In .au this has more-or-less changed the calculation to "it's about a neutral investment if you do it, assuming conservative panel lifespan. If you can disconnect from the grid, however ... definitely worth it. In the outback, there's no alternative". Varies by locale, as local councils have a lot of policies that matter too.
https://www.pv-magazine.com/2017/08/23/australia-aemc-shies-...
Solar might make living in cities quite a bit more expensive, especially in the places were already a lot of poor people live.
That's a real interesting grab bag of reasons you don't like solar.
You want to help the urban poor and stop the rich taking advantage but you don't like government intervention or taxes. Must be tough coming up with solutions that you actually would accept when you place those kind of constraints on yourself.

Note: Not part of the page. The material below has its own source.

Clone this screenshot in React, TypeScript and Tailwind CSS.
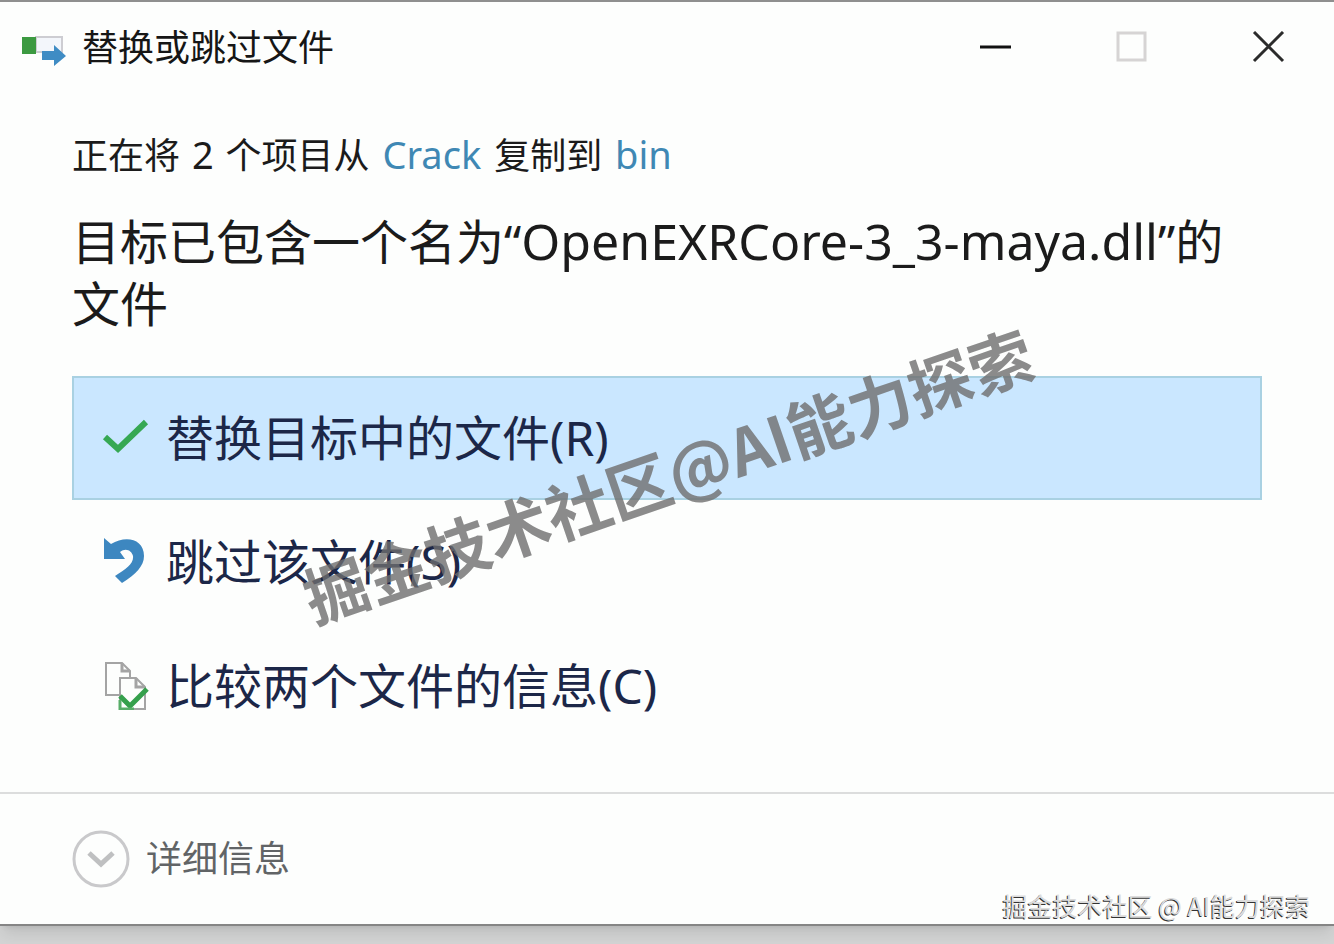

Me personally, I'd use progressive carbon taxes and mostly let the power of the free market sort it out. But I guess that involves taxpayers paying for it, which I guess is now considered bad somehow? Like the military and police and schools and courts and half of modern civilization and all that terrible stuff that taxpayers pay for.
The underlying message is good, but the horrifyingly poorly chosen phrasing overshadows it.
A lot of that is Bucky's writing style though too.
> During a single round-trip from North America to Europe, the plane's jet engines would burn more energy per passenger than the passengers would be able to generate with their own muscles over their entire lifespan.